**Task description**
Pictures stay out of the copy; restate everything else in the material exactly.
--- start Supplied information ---
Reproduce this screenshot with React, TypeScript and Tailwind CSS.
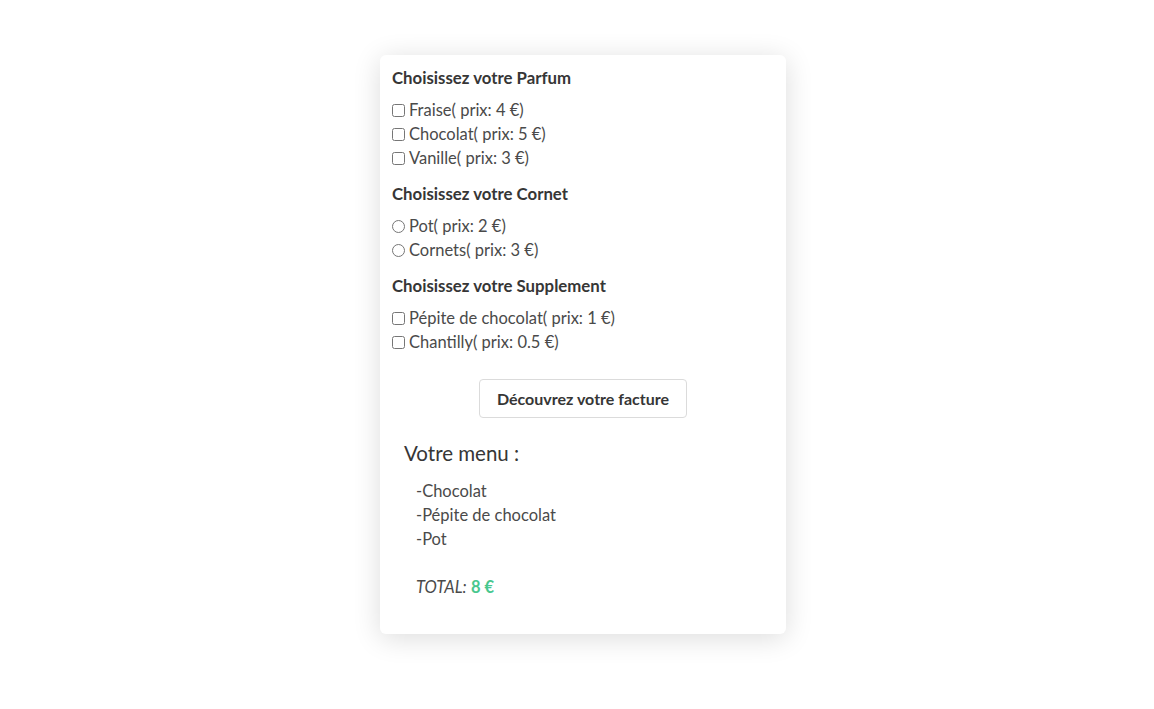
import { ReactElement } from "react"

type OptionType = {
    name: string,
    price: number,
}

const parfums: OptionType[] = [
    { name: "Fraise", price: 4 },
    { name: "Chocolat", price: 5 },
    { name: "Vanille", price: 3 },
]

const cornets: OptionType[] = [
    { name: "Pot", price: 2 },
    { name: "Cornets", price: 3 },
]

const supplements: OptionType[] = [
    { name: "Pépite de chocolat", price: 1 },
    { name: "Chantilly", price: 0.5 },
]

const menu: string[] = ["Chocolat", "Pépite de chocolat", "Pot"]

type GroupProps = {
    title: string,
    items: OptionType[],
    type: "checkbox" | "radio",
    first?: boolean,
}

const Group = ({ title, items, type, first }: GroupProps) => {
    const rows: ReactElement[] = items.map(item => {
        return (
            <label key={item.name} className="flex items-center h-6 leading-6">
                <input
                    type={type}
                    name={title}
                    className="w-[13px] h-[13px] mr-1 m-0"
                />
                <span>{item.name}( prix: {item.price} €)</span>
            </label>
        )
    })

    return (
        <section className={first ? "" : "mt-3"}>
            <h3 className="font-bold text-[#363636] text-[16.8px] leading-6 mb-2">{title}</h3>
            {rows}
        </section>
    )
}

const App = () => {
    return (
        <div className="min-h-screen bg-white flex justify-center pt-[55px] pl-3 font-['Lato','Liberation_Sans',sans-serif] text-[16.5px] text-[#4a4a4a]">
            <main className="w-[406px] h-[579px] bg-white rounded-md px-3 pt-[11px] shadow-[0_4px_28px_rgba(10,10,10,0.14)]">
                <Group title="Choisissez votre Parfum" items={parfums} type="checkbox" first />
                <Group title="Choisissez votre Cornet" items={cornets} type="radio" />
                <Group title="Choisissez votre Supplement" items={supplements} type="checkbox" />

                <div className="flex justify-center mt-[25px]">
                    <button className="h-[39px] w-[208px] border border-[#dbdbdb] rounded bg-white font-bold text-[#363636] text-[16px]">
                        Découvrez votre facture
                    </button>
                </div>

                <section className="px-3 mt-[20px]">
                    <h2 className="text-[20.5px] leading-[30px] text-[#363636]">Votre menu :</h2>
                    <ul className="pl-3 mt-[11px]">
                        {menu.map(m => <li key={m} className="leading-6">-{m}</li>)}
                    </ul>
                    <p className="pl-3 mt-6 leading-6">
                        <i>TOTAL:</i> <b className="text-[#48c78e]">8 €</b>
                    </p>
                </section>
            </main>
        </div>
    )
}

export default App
--- end Supplied information ---
**Exercise response**
Reproduce this screenshot with React, TypeScript and Tailwind CSS.
import { ReactElement } from "react"

type OptionType = {
    name: string,
    price: number,
}

const parfums: OptionType[] = [
    { name: "Fraise", price: 4 },
    { name: "Chocolat", price: 5 },
    { name: "Vanille", price: 3 },
]

const cornets: OptionType[] = [
    { name: "Pot", price: 2 },
    { name: "Cornets", price: 3 },
]

const supplements: OptionType[] = [
    { name: "Pépite de chocolat", price: 1 },
    { name: "Chantilly", price: 0.5 },
]

const menu: string[] = ["Chocolat", "Pépite de chocolat", "Pot"]

type GroupProps = {
    title: string,
    items: OptionType[],
    type: "checkbox" | "radio",
    first?: boolean,
}

const Group = ({ title, items, type, first }: GroupProps) => {
    const rows: ReactElement[] = items.map(item => {
        return (
            <label key={item.name} className="flex items-center h-6 leading-6">
                <input
                    type={type}
                    name={title}
                    className="w-[13px] h-[13px] mr-1 m-0"
                />
                <span>{item.name}( prix: {item.price} €)</span>
            </label>
        )
    })

    return (
        <section className={first ? "" : "mt-3"}>
            <h3 className="font-bold text-[#363636] text-[16.8px] leading-6 mb-2">{title}</h3>
            {rows}
        </section>
    )
}

const App = () => {
    return (
        <div className="min-h-screen bg-white flex justify-center pt-[55px] pl-3 font-['Lato','Liberation_Sans',sans-serif] text-[16.5px] text-[#4a4a4a]">
            <main className="w-[406px] h-[579px] bg-white rounded-md px-3 pt-[11px] shadow-[0_4px_28px_rgba(10,10,10,0.14)]">
                <Group title="Choisissez votre Parfum" items={parfums} type="checkbox" first />
                <Group title="Choisissez votre Cornet" items={cornets} type="radio" />
                <Group title="Choisissez votre Supplement" items={supplements} type="checkbox" />

                <div className="flex justify-center mt-[25px]">
                    <button className="h-[39px] w-[208px] border border-[#dbdbdb] rounded bg-white font-bold text-[#363636] text-[16px]">
                        Découvrez votre facture
                    </button>
                </div>

                <section className="px-3 mt-[20px]">
                    <h2 className="text-[20.5px] leading-[30px] text-[#363636]">Votre menu :</h2>
                    <ul className="pl-3 mt-[11px]">
                        {menu.map(m => <li key={m} className="leading-6">-{m}</li>)}
                    </ul>
                    <p className="pl-3 mt-6 leading-6">
                        <i>TOTAL:</i> <b className="text-[#48c78e]">8 €</b>
                    </p>
                </section>
            </main>
        </div>
    )
}

export default App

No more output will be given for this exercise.